** BEGIN Material provided **

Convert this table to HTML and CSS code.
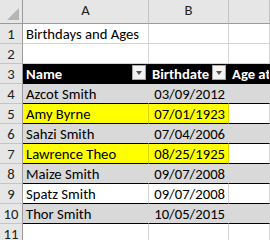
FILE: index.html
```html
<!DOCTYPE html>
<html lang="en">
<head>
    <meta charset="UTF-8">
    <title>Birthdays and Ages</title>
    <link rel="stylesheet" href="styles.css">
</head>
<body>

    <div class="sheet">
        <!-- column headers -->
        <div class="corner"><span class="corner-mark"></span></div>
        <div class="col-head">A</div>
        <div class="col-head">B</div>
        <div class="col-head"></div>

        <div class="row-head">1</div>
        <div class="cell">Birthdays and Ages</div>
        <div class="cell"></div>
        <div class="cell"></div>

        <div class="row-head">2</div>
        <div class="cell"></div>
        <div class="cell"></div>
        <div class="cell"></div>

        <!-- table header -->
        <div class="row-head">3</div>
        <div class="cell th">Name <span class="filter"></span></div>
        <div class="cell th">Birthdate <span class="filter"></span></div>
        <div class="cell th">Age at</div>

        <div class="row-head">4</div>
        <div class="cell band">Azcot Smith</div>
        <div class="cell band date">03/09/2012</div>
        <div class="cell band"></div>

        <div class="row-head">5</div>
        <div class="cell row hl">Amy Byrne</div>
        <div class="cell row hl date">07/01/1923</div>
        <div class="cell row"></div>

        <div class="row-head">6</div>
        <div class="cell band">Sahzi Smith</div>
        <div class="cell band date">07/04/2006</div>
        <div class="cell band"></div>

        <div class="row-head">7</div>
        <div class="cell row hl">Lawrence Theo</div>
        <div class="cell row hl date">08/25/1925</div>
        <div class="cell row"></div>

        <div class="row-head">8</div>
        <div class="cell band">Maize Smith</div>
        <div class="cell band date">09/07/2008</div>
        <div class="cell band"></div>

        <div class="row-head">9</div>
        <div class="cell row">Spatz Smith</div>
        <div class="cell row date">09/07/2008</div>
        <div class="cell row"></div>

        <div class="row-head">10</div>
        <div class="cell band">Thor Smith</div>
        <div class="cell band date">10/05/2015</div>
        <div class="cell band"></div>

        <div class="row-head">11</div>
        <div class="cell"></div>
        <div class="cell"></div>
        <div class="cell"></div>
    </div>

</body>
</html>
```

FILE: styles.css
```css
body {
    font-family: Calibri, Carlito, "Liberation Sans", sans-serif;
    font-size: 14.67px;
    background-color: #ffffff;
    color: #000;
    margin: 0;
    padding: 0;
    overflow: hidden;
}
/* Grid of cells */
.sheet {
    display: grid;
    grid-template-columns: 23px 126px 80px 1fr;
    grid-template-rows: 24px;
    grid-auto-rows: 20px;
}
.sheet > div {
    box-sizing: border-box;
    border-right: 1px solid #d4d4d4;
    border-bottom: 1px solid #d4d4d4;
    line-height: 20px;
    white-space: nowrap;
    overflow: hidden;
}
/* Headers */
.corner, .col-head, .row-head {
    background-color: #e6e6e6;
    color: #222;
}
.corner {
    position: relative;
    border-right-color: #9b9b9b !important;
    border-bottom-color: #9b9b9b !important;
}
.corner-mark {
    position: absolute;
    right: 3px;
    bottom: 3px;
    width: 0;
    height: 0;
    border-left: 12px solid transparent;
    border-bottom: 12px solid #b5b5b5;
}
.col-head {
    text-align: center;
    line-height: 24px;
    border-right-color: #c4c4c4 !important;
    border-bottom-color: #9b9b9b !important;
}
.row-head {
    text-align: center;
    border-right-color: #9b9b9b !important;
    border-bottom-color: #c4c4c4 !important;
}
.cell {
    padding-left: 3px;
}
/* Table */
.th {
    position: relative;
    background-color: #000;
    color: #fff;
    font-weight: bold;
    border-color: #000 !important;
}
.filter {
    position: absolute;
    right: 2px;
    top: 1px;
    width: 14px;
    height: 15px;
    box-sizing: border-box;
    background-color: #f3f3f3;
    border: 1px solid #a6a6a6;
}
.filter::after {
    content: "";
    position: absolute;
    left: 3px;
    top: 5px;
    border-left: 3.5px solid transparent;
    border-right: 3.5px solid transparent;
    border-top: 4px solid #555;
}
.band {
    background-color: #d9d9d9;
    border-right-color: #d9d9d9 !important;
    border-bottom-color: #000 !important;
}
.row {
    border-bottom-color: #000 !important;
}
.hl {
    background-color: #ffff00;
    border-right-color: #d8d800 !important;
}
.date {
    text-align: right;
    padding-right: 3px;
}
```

** END Material provided **

*Stated problem*. Every line is to be duplicated exactly, though pictures stay out.

*Solution for this task*.
Convert this table to HTML and CSS code.
FILE: index.html
```html
<!DOCTYPE html>
<html lang="en">
<head>
    <meta charset="UTF-8">
    <title>Birthdays and Ages</title>
    <link rel="stylesheet" href="styles.css">
</head>
<body>

    <div class="sheet">
        <!-- column headers -->
        <div class="corner"><span class="corner-mark"></span></div>
        <div class="col-head">A</div>
        <div class="col-head">B</div>
        <div class="col-head"></div>

        <div class="row-head">1</div>
        <div class="cell">Birthdays and Ages</div>
        <div class="cell"></div>
        <div class="cell"></div>

        <div class="row-head">2</div>
        <div class="cell"></div>
        <div class="cell"></div>
        <div class="cell"></div>

        <!-- table header -->
        <div class="row-head">3</div>
        <div class="cell th">Name <span class="filter"></span></div>
        <div class="cell th">Birthdate <span class="filter"></span></div>
        <div class="cell th">Age at</div>

        <div class="row-head">4</div>
        <div class="cell band">Azcot Smith</div>
        <div class="cell band date">03/09/2012</div>
        <div class="cell band"></div>

        <div class="row-head">5</div>
        <div class="cell row hl">Amy Byrne</div>
        <div class="cell row hl date">07/01/1923</div>
        <div class="cell row"></div>

        <div class="row-head">6</div>
        <div class="cell band">Sahzi Smith</div>
        <div class="cell band date">07/04/2006</div>
        <div class="cell band"></div>

        <div class="row-head">7</div>
        <div class="cell row hl">Lawrence Theo</div>
        <div class="cell row hl date">08/25/1925</div>
        <div class="cell row"></div>

        <div class="row-head">8</div>
        <div class="cell band">Maize Smith</div>
        <div class="cell band date">09/07/2008</div>
        <div class="cell band"></div>

        <div class="row-head">9</div>
        <div class="cell row">Spatz Smith</div>
        <div class="cell row date">09/07/2008</div>
        <div class="cell row"></div>

        <div class="row-head">10</div>
        <div class="cell band">Thor Smith</div>
        <div class="cell band date">10/05/2015</div>
        <div class="cell band"></div>

        <div class="row-head">11</div>
        <div class="cell"></div>
        <div class="cell"></div>
        <div class="cell"></div>
    </div>

</body>
</html>
```

FILE: styles.css
```css
body {
    font-family: Calibri, Carlito, "Liberation Sans", sans-serif;
    font-size: 14.67px;
    background-color: #ffffff;
    color: #000;
    margin: 0;
    padding: 0;
    overflow: hidden;
}
/* Grid of cells */
.sheet {
    display: grid;
    grid-template-columns: 23px 126px 80px 1fr;
    grid-template-rows: 24px;
    grid-auto-rows: 20px;
}
.sheet > div {
    box-sizing: border-box;
    border-right: 1px solid #d4d4d4;
    border-bottom: 1px solid #d4d4d4;
    line-height: 20px;
    white-space: nowrap;
    overflow: hidden;
}
/* Headers */
.corner, .col-head, .row-head {
    background-color: #e6e6e6;
    color: #222;
}
.corner {
    position: relative;
    border-right-color: #9b9b9b !important;
    border-bottom-color: #9b9b9b !important;
}
.corner-mark {
    position: absolute;
    right: 3px;
    bottom: 3px;
    width: 0;
    height: 0;
    border-left: 12px solid transparent;
    border-bottom: 12px solid #b5b5b5;
}
.col-head {
    text-align: center;
    line-height: 24px;
    border-right-color: #c4c4c4 !important;
    border-bottom-color: #9b9b9b !important;
}
.row-head {
    text-align: center;
    border-right-color: #9b9b9b !important;
    border-bottom-color: #c4c4c4 !important;
}
.cell {
    padding-left: 3px;
}
/* Table */
.th {
    position: relative;
    background-color: #000;
    color: #fff;
    font-weight: bold;
    border-color: #000 !important;
}
.filter {
    position: absolute;
    right: 2px;
    top: 1px;
    width: 14px;
    height: 15px;
    box-sizing: border-box;
    background-color: #f3f3f3;
    border: 1px solid #a6a6a6;
}
.filter::after {
    content: "";
    position: absolute;
    left: 3px;
    top: 5px;
    border-left: 3.5px solid transparent;
    border-right: 3.5px solid transparent;
    border-top: 4px solid #555;
}
.band {
    background-color: #d9d9d9;
    border-right-color: #d9d9d9 !important;
    border-bottom-color: #000 !important;
}
.row {
    border-bottom-color: #000 !important;
}
.hl {
    background-color: #ffff00;
    border-right-color: #d8d800 !important;
}
.date {
    text-align: right;
    padding-right: 3px;
}
```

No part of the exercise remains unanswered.